_REQUIRED TASK_. Quote exactly, and only, the lines of the material below from the line with "Generate a component" through the line with "text-[64px] font-bold leading-[77px]".

_SUPPLIED RECORDS_.

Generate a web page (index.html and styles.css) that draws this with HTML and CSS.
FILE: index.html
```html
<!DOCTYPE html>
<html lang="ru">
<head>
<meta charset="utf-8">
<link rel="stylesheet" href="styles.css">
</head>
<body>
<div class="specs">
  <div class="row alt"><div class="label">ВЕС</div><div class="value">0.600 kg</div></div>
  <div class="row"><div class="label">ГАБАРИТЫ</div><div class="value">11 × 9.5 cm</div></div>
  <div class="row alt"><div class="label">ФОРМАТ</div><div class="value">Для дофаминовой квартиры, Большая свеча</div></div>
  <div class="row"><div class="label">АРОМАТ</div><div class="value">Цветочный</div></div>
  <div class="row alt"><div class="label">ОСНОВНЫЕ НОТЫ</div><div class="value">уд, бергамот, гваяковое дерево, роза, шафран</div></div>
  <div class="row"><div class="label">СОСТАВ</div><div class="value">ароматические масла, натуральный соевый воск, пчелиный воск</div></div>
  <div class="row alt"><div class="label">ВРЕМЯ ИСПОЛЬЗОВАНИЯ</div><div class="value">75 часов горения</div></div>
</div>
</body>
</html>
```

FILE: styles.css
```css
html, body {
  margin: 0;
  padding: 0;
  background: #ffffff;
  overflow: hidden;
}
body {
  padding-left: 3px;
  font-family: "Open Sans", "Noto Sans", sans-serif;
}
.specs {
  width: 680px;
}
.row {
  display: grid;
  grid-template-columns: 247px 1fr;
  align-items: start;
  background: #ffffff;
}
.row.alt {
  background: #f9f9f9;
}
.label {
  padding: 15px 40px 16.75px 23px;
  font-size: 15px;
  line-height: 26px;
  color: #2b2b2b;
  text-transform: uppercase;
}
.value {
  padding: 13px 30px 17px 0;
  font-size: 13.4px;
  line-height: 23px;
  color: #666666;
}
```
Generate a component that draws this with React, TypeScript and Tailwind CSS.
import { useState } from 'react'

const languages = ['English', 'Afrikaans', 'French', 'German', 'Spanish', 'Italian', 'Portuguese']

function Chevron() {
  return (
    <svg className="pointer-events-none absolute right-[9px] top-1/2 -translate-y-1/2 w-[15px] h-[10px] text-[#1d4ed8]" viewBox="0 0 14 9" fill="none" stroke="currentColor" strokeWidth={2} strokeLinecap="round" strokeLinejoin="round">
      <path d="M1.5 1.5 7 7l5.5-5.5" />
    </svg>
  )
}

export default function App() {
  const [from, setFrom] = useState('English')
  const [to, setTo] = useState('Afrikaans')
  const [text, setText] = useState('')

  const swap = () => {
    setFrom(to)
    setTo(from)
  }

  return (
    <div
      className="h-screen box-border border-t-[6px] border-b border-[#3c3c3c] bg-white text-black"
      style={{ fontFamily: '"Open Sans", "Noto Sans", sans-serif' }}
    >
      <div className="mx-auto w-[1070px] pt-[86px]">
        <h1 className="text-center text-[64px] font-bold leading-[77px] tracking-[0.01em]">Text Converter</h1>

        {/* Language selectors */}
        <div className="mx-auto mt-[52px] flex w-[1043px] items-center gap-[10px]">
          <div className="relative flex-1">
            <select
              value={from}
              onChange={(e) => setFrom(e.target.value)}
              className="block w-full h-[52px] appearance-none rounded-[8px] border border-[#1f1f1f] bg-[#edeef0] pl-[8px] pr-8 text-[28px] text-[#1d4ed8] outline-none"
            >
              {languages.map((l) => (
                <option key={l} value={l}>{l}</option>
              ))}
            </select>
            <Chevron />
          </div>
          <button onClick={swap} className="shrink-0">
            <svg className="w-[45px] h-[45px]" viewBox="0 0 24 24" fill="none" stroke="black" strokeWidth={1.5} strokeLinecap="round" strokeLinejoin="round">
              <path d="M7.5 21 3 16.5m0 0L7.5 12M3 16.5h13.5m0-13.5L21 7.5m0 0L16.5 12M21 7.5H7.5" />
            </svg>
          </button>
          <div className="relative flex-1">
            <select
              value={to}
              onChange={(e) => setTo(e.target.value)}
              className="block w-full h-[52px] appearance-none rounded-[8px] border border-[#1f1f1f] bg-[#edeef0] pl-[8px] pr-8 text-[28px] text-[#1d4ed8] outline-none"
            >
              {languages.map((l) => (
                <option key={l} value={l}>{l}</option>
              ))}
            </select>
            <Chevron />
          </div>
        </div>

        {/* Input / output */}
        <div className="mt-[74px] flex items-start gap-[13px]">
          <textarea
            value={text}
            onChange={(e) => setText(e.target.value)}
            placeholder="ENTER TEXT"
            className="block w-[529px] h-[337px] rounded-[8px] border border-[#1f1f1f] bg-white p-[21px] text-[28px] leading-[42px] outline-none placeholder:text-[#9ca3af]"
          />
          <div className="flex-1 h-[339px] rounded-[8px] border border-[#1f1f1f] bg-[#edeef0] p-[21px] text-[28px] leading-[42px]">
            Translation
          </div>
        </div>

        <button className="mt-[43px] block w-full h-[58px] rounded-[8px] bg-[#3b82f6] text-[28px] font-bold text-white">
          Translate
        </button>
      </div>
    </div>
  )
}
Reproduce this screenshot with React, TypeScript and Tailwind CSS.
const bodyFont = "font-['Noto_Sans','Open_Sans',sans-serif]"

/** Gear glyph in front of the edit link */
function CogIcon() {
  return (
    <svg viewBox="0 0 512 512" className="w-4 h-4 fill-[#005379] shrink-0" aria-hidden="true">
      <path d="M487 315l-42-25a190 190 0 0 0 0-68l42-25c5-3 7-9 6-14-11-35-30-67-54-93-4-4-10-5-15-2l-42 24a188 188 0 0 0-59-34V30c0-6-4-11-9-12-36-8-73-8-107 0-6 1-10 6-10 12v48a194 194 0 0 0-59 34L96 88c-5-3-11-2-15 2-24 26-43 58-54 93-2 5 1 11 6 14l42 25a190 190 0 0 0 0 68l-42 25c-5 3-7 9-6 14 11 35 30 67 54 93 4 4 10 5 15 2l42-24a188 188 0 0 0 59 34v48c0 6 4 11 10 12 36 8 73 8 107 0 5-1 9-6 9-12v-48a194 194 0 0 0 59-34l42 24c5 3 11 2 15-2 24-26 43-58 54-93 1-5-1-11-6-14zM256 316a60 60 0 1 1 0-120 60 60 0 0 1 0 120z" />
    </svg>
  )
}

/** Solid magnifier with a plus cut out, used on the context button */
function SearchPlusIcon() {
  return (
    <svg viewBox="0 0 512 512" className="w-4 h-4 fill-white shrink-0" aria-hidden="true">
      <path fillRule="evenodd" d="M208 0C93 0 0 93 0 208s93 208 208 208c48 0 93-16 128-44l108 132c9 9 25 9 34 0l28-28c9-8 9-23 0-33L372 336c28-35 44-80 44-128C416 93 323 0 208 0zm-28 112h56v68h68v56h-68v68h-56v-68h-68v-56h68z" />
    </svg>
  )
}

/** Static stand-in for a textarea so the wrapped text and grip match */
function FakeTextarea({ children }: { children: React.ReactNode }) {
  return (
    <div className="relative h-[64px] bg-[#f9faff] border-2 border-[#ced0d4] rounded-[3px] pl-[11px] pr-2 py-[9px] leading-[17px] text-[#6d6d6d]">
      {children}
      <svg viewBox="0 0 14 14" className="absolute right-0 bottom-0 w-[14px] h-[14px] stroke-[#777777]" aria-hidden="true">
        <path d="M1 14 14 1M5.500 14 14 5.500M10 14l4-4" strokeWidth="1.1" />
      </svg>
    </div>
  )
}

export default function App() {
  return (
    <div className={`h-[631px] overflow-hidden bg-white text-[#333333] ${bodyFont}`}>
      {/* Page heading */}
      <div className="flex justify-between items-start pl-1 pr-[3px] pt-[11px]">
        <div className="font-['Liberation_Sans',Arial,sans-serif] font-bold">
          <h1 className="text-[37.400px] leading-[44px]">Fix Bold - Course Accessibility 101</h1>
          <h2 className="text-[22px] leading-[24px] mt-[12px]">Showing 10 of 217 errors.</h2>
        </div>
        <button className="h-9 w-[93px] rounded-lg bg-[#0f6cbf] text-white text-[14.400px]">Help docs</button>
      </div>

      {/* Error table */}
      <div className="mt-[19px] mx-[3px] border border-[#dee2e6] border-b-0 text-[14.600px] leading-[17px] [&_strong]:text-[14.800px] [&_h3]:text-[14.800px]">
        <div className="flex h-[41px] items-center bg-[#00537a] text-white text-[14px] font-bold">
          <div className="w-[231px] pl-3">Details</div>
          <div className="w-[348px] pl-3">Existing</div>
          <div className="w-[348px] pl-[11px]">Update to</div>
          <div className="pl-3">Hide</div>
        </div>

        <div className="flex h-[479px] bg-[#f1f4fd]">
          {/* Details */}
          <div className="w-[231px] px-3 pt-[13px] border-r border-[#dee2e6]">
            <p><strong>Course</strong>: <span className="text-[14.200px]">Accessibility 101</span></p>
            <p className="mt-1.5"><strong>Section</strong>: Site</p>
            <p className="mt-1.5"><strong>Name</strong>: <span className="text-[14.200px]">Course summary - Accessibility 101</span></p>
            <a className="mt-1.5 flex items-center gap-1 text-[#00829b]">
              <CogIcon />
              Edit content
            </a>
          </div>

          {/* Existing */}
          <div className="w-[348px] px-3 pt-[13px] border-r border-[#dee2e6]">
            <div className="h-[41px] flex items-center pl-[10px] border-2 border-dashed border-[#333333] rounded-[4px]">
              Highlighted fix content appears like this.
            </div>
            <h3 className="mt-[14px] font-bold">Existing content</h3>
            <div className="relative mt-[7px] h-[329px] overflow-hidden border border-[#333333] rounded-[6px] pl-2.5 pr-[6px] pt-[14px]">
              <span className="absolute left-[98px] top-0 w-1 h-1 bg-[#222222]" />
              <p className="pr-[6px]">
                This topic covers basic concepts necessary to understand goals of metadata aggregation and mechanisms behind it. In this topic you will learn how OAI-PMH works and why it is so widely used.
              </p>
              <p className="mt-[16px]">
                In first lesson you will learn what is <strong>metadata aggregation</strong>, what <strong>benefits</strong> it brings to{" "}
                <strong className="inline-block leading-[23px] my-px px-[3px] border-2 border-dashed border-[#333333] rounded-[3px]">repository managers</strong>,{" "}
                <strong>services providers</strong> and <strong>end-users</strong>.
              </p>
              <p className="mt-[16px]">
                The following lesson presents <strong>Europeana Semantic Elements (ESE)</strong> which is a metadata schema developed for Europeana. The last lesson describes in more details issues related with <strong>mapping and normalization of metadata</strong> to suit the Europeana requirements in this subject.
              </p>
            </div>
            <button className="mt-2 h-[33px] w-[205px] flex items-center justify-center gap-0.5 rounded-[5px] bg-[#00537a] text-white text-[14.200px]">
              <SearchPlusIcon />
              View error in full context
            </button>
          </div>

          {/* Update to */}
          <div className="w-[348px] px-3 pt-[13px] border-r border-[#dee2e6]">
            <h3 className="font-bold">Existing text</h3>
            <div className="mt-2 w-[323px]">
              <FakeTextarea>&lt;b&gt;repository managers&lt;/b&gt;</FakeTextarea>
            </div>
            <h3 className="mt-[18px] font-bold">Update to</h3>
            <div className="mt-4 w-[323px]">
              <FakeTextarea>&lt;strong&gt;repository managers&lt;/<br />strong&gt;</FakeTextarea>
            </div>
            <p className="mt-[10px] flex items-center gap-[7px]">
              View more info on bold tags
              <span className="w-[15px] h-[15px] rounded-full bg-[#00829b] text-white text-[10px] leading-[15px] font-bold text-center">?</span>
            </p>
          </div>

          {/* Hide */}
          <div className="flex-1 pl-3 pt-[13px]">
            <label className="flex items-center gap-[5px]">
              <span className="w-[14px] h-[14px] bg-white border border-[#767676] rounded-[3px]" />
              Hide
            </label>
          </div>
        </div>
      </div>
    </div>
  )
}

_EXERCISE RESPONSE_.
Generate a component that draws this with React, TypeScript and Tailwind CSS.
import { useState } from 'react'

const languages = ['English', 'Afrikaans', 'French', 'German', 'Spanish', 'Italian', 'Portuguese']

function Chevron() {
  return (
    <svg className="pointer-events-none absolute right-[9px] top-1/2 -translate-y-1/2 w-[15px] h-[10px] text-[#1d4ed8]" viewBox="0 0 14 9" fill="none" stroke="currentColor" strokeWidth={2} strokeLinecap="round" strokeLinejoin="round">
      <path d="M1.5 1.5 7 7l5.5-5.5" />
    </svg>
  )
}

export default function App() {
  const [from, setFrom] = useState('English')
  const [to, setTo] = useState('Afrikaans')
  const [text, setText] = useState('')

  const swap = () => {
    setFrom(to)
    setTo(from)
  }

  return (
    <div
      className="h-screen box-border border-t-[6px] border-b border-[#3c3c3c] bg-white text-black"
      style={{ fontFamily: '"Open Sans", "Noto Sans", sans-serif' }}
    >
      <div className="mx-auto w-[1070px] pt-[86px]">
        <h1 className="text-center text-[64px] font-bold leading-[77px] tracking-[0.01em]">Text Converter</h1>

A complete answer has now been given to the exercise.